Для некоторых солдат война приберегала трагические моменты пугающей ясности, когда туман сражения рассеивался и они вдруг с ужасом начинали осознавать, что творится вокруг них — не только смерть и разрушения, но и глубоко личную сущность войны. «Каждый день я по многу часов беседую с товарищами и умоляю их о смирении», — писал Зигберт Штеманн в бурные дни побед в июне 1940 года. И проницательно добавил: «Некоторых людей победа разрушает изнутри!» Это было откровение, которое Ги Сайер дополнил в более резком тоне: «Даже в победившей армии есть убитые и раненые». Более того, он писал:
«Войска на передовой уже решили, что их ждет в будущем… Нередко мы впадали в отчаяние.
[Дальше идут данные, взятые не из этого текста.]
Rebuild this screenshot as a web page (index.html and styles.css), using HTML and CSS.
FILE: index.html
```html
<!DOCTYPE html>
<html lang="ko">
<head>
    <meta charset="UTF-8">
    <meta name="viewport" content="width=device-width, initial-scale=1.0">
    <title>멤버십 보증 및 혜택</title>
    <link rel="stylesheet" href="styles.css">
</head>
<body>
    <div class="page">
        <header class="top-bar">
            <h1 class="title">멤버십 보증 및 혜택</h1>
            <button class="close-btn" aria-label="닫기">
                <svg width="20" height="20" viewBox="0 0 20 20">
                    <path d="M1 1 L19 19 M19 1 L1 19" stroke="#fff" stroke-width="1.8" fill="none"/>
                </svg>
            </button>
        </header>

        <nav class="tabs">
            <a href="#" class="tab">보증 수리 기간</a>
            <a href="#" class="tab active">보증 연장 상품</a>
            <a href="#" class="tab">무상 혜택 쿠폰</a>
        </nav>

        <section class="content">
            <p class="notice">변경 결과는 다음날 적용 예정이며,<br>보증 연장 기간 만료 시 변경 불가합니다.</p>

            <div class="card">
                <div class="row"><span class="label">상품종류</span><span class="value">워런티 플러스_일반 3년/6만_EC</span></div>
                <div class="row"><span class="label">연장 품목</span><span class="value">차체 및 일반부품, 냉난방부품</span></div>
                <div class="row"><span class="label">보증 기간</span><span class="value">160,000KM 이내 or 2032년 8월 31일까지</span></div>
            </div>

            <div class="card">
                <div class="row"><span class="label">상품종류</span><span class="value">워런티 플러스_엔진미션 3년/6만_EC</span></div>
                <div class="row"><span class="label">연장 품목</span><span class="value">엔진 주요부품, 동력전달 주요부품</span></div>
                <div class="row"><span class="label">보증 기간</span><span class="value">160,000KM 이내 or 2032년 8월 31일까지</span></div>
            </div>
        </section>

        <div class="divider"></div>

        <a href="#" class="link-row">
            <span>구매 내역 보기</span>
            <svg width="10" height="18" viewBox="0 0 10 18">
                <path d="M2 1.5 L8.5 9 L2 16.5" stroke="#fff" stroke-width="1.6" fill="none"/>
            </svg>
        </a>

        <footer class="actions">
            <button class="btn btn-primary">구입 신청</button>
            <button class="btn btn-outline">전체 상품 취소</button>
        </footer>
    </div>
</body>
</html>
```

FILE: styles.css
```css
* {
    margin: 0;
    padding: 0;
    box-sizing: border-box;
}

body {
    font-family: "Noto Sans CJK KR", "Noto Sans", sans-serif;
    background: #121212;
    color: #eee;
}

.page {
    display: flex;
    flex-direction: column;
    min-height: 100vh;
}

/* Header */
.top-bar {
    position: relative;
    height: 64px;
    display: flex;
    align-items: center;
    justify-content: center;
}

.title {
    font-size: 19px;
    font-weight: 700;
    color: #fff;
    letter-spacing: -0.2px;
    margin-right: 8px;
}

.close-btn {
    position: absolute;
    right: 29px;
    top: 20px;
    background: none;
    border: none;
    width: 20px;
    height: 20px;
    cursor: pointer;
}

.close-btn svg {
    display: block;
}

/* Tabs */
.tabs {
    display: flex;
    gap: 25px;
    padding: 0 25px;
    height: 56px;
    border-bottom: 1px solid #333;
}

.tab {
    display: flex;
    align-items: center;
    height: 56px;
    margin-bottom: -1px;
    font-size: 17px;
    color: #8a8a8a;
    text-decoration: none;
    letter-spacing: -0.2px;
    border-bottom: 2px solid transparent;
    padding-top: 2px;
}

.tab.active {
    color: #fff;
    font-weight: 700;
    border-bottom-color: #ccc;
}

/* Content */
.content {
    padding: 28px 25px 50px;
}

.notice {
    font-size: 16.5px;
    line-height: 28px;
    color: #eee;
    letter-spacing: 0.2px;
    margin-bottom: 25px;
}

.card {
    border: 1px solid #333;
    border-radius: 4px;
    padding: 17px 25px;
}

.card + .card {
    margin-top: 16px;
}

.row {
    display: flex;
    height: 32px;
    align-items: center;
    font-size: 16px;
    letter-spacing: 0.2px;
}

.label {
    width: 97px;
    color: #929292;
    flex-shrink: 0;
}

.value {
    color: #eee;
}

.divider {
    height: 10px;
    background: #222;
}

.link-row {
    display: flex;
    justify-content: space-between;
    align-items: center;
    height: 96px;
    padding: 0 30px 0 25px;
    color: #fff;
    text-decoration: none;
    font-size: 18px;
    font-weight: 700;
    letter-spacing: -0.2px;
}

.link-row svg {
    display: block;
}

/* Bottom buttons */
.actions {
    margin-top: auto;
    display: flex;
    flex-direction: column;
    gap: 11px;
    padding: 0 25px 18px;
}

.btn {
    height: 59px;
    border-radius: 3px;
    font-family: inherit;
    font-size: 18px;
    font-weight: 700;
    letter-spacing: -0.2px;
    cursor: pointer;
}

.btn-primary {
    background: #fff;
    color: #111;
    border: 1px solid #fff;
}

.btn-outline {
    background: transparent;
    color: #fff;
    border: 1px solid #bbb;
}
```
Кто может нас в этом винить? Мы знали, что почти наверняка погибнем…
Если отвага давала нам сил на несколько часов смирения, то часы и дни, следовавшие за этим, наполняли нас безграничной печалью. Потом мы были готовы стрелять, словно помешанные, не щадя никого. Мы не хотели умирать и были готовы убивать и истреблять, словно заранее мстя за себя… Умирая, мы испытывали злость от того, что не успели в достаточной мере отплатить за это. Если же мы выживали, то становились безумцами, неспособными привыкнуть к мирной жизни. Иногда мы пытались сбежать, но искусно сформулированные и четкие приказы успокаивали нас, словно уколы морфина».
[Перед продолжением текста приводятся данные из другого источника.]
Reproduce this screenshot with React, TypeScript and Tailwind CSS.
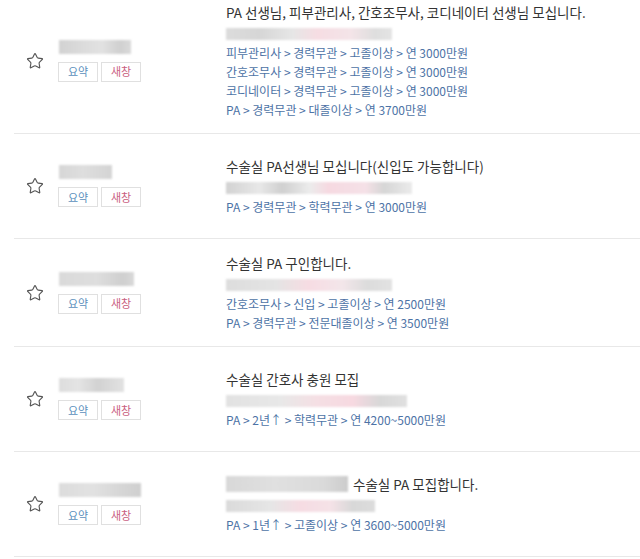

И все же, как было известно Сайеру, это спокойствие скоро улетучивалось, сменяясь боязнью «добиться наивысшего успеха, став мертвым героем», ведь смерть была слабым утешением для того, кто удостоился этой «чести». «Мало радости в том, чтобы разделить с другими собственную гибель», — сетовал безымянный солдат в Сталинграде. А другой добавлял: «Теперь остается или сдохнуть собачьей смертью, или отправиться в Сибирь». Пожалуй, в Сталинграде многие согласились бы с тем, что «осталось только два выхода: в рай или в Сибирь». Но этот жалкий выбор открывал главную слабость людей, столкнувшихся с машиной войны. «Дома… во многих газетах можно найти прекрасные, громкие слова, обведенные черной рамкой, — заключал тот же солдат в письме из Сталинграда. — Нам всегда воздают должное. Только не попадайся на всю эту идиотскую шумиху. Я так зол, что готов разнести все, что только увижу, но никогда в жизни я еще не чувствовал себя таким беспомощным». Война, как довелось изведать многим, была не романтическим приключением, но непрерывной чередой разрушительных событий, пока многие солдаты не решали, что выходом могут быть только санитарная машина или могильщик.